05.07.2014

Idzie nowe

Przywiązanie do zwyczaju czasem jest jak przepaska na oczach. Zatrzymuje człowieka w jednym miejscu. Pielgrzymowanie zamienia się w stagnację.

Przecież w tym sporze nie chodziło o przymierze z Abrahamem ani o dziesięć przykazań. Nikt nie kwestionował danego na Synaju Prawa. Rzecz tyczyła spraw drugorzędnych, wyniesionych na poziom pryncypiów. Trudno też nie zauważyć w pytaniu wartościowania. Oni poszczą. Czytaj są lepsi, pobożniejsi, bardziej gorliwi.

Przywiązanie do zwyczaju czasem jest jak przepaska na oczach. Zatrzymuje człowieka w jednym miejscu. Pielgrzymowanie zamienia się w stagnację. Człowiek kurczowo trzyma się raz wyuczonego rachunku sumienia, zapamiętanych z dzieciństwa modlitw, niekiedy dość czcigodnych nabożeństw.
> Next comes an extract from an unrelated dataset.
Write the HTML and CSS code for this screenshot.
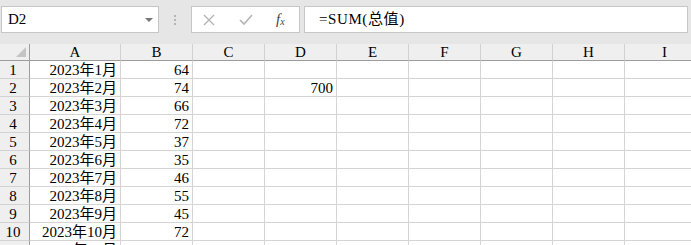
FILE: index.html
```html
<!DOCTYPE html>
<html lang="zh">
<head>
    <meta charset="UTF-8">
    <title>Sheet</title>
    <link rel="stylesheet" href="styles.css">
</head>
<body>
    <div class="toolbar">
        <div class="name-box">
            <span>D2</span>
            <span class="drop"></span>
        </div>
        <div class="grip">
            <i></i><i></i><i></i>
        </div>
        <div class="fx-buttons">
            <svg width="14" height="14" viewBox="0 0 14 14"><path d="M2 2 L12 12 M12 2 L2 12" stroke="#b4b4b4" stroke-width="1.4" fill="none"/></svg>
            <svg width="16" height="14" viewBox="0 0 16 14"><path d="M2 7 L6 11 L14 2" stroke="#b4b4b4" stroke-width="1.6" fill="none"/></svg>
            <span class="fx">f<sub>x</sub></span>
        </div>
        <div class="formula">=SUM(总值)</div>
    </div>

    <div class="sheet">
        <div class="corner"><span class="tri"></span></div>
        <div class="colhead">A</div>
        <div class="colhead">B</div>
        <div class="colhead">C</div>
        <div class="colhead">D</div>
        <div class="colhead">E</div>
        <div class="colhead">F</div>
        <div class="colhead">G</div>
        <div class="colhead">H</div>
        <div class="colhead">I</div>
    </div>
    <div class="sheet" id="rows"></div>

    <script>
        const months = [64, 74, 66, 72, 37, 35, 46, 55, 45, 72, 60];
        const rows = document.getElementById('rows');
        months.forEach((val, i) => {
            let html = '<div class="rowhead">' + (i + 1) + '</div>';
            html += '<div class="cell right">2023年' + (i + 1) + '月</div>';
            html += '<div class="cell right">' + val + '</div>';
            for (let c = 0; c < 7; c++) {
                let txt = (i === 1 && c === 1) ? '700' : '';
                html += '<div class="cell right">' + txt + '</div>';
            }
            rows.insertAdjacentHTML('beforeend', html);
        });
    </script>
</body>
</html>
```

FILE: styles.css
```css
body {
    margin: 0;
    width: 691px;
    height: 245px;
    overflow: hidden;
    background: #fff;
    font-family: "Liberation Serif", "Noto Sans CJK SC", serif;
    font-size: 15px;
    color: #000;
}
.toolbar {
    display: flex;
    align-items: center;
    height: 44px;
    padding: 6px 0 11px 1px;
    box-sizing: border-box;
    background: #e6e6e6;
}
.name-box {
    display: flex;
    align-items: center;
    justify-content: space-between;
    width: 158px;
    height: 27px;
    box-sizing: border-box;
    padding: 0 4px 0 6px;
    background: #fff;
    border: 1px solid #c6c6c6;
}
.drop {
    width: 0;
    height: 0;
    border-left: 4px solid transparent;
    border-right: 4px solid transparent;
    border-top: 4px solid #777;
    margin-right: 1px;
}
.grip {
    display: flex;
    flex-direction: column;
    gap: 2px;
    width: 32px;
    align-items: center;
}
.grip i {
    width: 2px;
    height: 2px;
    background: #b4b4b4;
}
.fx-buttons {
    display: flex;
    align-items: center;
    gap: 22px;
    width: 109px;
    height: 27px;
    box-sizing: border-box;
    padding: 0 0 0 10px;
    background: #fff;
    border: 1px solid #c6c6c6;
}
.fx {
    font-style: italic;
    font-size: 15px;
    color: #444;
}
.fx sub {
    font-size: 10px;
    vertical-align: -1px;
}
.formula {
    flex: 1;
    height: 27px;
    line-height: 25px;
    box-sizing: border-box;
    margin: 0 3px 0 4px;
    padding-left: 14px;
    background: #fff;
    border: 1px solid #c6c6c6;
    letter-spacing: 0.6px;
}
.sheet {
    display: grid;
    grid-template-columns: 30px 91px repeat(7, 72px) 80px;
}
.corner, .colhead {
    height: 17px;
    box-sizing: border-box;
    background: #efefef;
    border-bottom: 1px solid #9c9c9c;
    border-right: 1px solid #d2d2d2;
    text-align: center;
    line-height: 17px;
}
.corner {
    position: relative;
    border-right-color: #9c9c9c;
}
.tri {
    position: absolute;
    right: 3px;
    bottom: 3px;
    width: 0;
    height: 0;
    border-left: 10px solid transparent;
    border-bottom: 10px solid #c4c4c4;
}
.rowhead {
    height: 18px;
    box-sizing: border-box;
    background: #efefef;
    border-right: 1px solid #9c9c9c;
    border-bottom: 1px solid #d2d2d2;
    padding-right: 3px;
    text-align: center;
    line-height: 19px;
}
.cell {
    height: 18px;
    box-sizing: border-box;
    border-right: 1px solid #d4d4d4;
    border-bottom: 1px solid #d4d4d4;
    padding: 0 3px;
    line-height: 19px;
    white-space: nowrap;
}
.right {
    text-align: right;
}
```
Podejrzliwie obserwuje nowe formy modlitwy, dziwi się zmienionej godzinie Wigilii Paschalnej, gorszy spożywanym przez Anglików na wigilii indykiem. Jakby Bóg nie mógł i nie chciał do człowieka nowych czasów przemawiać nowym językiem. Jakby musiał nowe wino lać do starych bukłaków.